Nunca estuvo su Calvario

tan cerca de la Gavidia

la noche del Lunes Santo.

En su diminuta (osadía la mía) envergadura acoge a los siglos, a quienes se fueron, a quienes han ejercido su ejemplo como vía de actuación en la vida, a quienes llegan, a quienes mantuvieron viva la llama de la Verdad y de la Cruz ignorando el peso del olvido y el abandono…
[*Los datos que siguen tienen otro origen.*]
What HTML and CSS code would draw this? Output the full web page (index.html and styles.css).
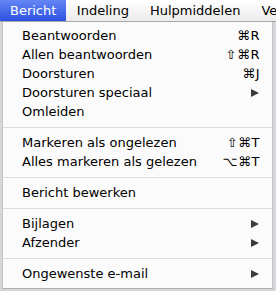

Y todo en el silencio de su presencia. ¿Qué es el Señor de la Vera Cruz si no sus niños, su revuelo, su inocencia? ¡Se alegra el Señor con tanta compañía! ¿Qué es el Señor de la Vera Cruz, si no la condensación cierta y clara de nuestra fe? Del aire entrecortado de sus labios se escapa aquel mensaje que decidió el devenir del mundo. De sus llagas tranquilas y afables emana una caliente y sincera invitación a la paz, a la oración, al creer sin límites, al esclarecer nuestras dudas y a convencernos de que este Dios, vuestro, nuestro, tuyo y mío, también atraviesa por la sangre de la ciudad y atribuye su sentido al espíritu inmenso y firme de la Semana Santa.